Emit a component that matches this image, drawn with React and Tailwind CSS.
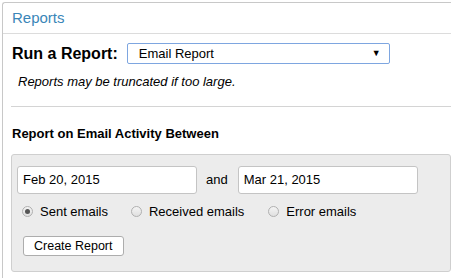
export default function App() {
  return (
    <div className="w-[451px] h-[278px] bg-white overflow-hidden pt-[2px] pl-[2px] font-['Liberation_Sans',Arial,sans-serif] text-[#222]">
      <div className="h-[300px] border-l border-t border-[#c8c8c8] rounded-tl-[3px]">
        <div className="h-[31px] pl-[9px] pt-[6px] text-[15px] text-[#3a86b8] border-b border-[#dcdcdc] leading-[17px]">
          Reports
        </div>
        <div className="flex items-center pl-[9px] pt-[9px]">
          <span className="text-[16px] font-bold text-black leading-[18px]">Run a Report:</span>
          <div className="ml-[9px] w-[263px] h-[21px] border border-[#7ea6e0] rounded-[2px] flex items-center justify-between pl-[11px] pr-[8px] text-[13px] text-black">
            <span>Email Report</span>
            <span className="text-[9px]">▼</span>
          </div>
        </div>
        <div className="pl-[15px] pt-[10px] text-[13px] italic text-black leading-[16px]">
          Reports may be truncated if too large.
        </div>
        <div className="ml-[8px] mt-[16px] border-t border-[#d4d4d4]"></div>
        <div className="pl-[9px] pt-[19px] text-[13px] font-bold text-black leading-[15px]">
          Report on Email Activity Between
        </div>
        <div className="ml-[8px] mt-[13px] h-[118px] bg-[#ececec] border border-[#cfcfcf] rounded-[3px] pl-[5px] pt-[11px]">
          <div className="flex items-center">
            <div className="w-[180px] h-[28px] bg-white border border-[#c4c4c4] rounded-[3px] pl-[5px] flex items-center text-[13px] text-black">
              Feb 20, 2015
            </div>
            <span className="ml-[9px] text-[13px] text-black">and</span>
            <div className="ml-[10px] w-[180px] h-[28px] bg-white border border-[#c4c4c4] rounded-[3px] pl-[5px] flex items-center text-[13px] text-black">
              Mar 21, 2015
            </div>
          </div>
          <div className="flex items-center mt-[8px] pl-[5px] text-[13px] text-black">
            <Radio checked />
            <span className="ml-[7px]">Sent emails</span>
            <span className="ml-[23px] flex"><Radio /></span>
            <span className="ml-[7px]">Received emails</span>
            <span className="ml-[24px] flex"><Radio /></span>
            <span className="ml-[7px]">Error emails</span>
          </div>
          <button className="mt-[14px] ml-[6px] h-[20px] px-[10px] bg-white border border-[#adadad] rounded-[3px] text-[12.5px] text-black leading-[18px]">
            Create Report
          </button>
        </div>
      </div>
    </div>
  );
}

function Radio({ checked }) {
  return (
    <span className="inline-flex w-[11px] h-[11px] rounded-full border border-[#b0b0b0] bg-gradient-to-b from-[#f4f4f4] to-[#e0e0e0] items-center justify-center">
      {checked && <span className="w-[5px] h-[5px] rounded-full bg-[#555]"></span>}
    </span>
  );
}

## [REQUEST]
Extract the full listing above verbatim; pictures are to be left out of the copy.

## [CORRECT ANSWER]
Emit a component that matches this image, drawn with React and Tailwind CSS.
export default function App() {
  return (
    <div className="w-[451px] h-[278px] bg-white overflow-hidden pt-[2px] pl-[2px] font-['Liberation_Sans',Arial,sans-serif] text-[#222]">
      <div className="h-[300px] border-l border-t border-[#c8c8c8] rounded-tl-[3px]">
        <div className="h-[31px] pl-[9px] pt-[6px] text-[15px] text-[#3a86b8] border-b border-[#dcdcdc] leading-[17px]">
          Reports
        </div>
        <div className="flex items-center pl-[9px] pt-[9px]">
          <span className="text-[16px] font-bold text-black leading-[18px]">Run a Report:</span>
          <div className="ml-[9px] w-[263px] h-[21px] border border-[#7ea6e0] rounded-[2px] flex items-center justify-between pl-[11px] pr-[8px] text-[13px] text-black">
            <span>Email Report</span>
            <span className="text-[9px]">▼</span>
          </div>
        </div>
        <div className="pl-[15px] pt-[10px] text-[13px] italic text-black leading-[16px]">
          Reports may be truncated if too large.
        </div>
        <div className="ml-[8px] mt-[16px] border-t border-[#d4d4d4]"></div>
        <div className="pl-[9px] pt-[19px] text-[13px] font-bold text-black leading-[15px]">
          Report on Email Activity Between
        </div>
        <div className="ml-[8px] mt-[13px] h-[118px] bg-[#ececec] border border-[#cfcfcf] rounded-[3px] pl-[5px] pt-[11px]">
          <div className="flex items-center">
            <div className="w-[180px] h-[28px] bg-white border border-[#c4c4c4] rounded-[3px] pl-[5px] flex items-center text-[13px] text-black">
              Feb 20, 2015
            </div>
            <span className="ml-[9px] text-[13px] text-black">and</span>
            <div className="ml-[10px] w-[180px] h-[28px] bg-white border border-[#c4c4c4] rounded-[3px] pl-[5px] flex items-center text-[13px] text-black">
              Mar 21, 2015
            </div>
          </div>
          <div className="flex items-center mt-[8px] pl-[5px] text-[13px] text-black">
            <Radio checked />
            <span className="ml-[7px]">Sent emails</span>
            <span className="ml-[23px] flex"><Radio /></span>
            <span className="ml-[7px]">Received emails</span>
            <span className="ml-[24px] flex"><Radio /></span>
            <span className="ml-[7px]">Error emails</span>
          </div>
          <button className="mt-[14px] ml-[6px] h-[20px] px-[10px] bg-white border border-[#adadad] rounded-[3px] text-[12.5px] text-black leading-[18px]">
            Create Report
          </button>
        </div>
      </div>
    </div>
  );
}

function Radio({ checked }) {
  return (
    <span className="inline-flex w-[11px] h-[11px] rounded-full border border-[#b0b0b0] bg-gradient-to-b from-[#f4f4f4] to-[#e0e0e0] items-center justify-center">
      {checked && <span className="w-[5px] h-[5px] rounded-full bg-[#555]"></span>}
    </span>
  );
}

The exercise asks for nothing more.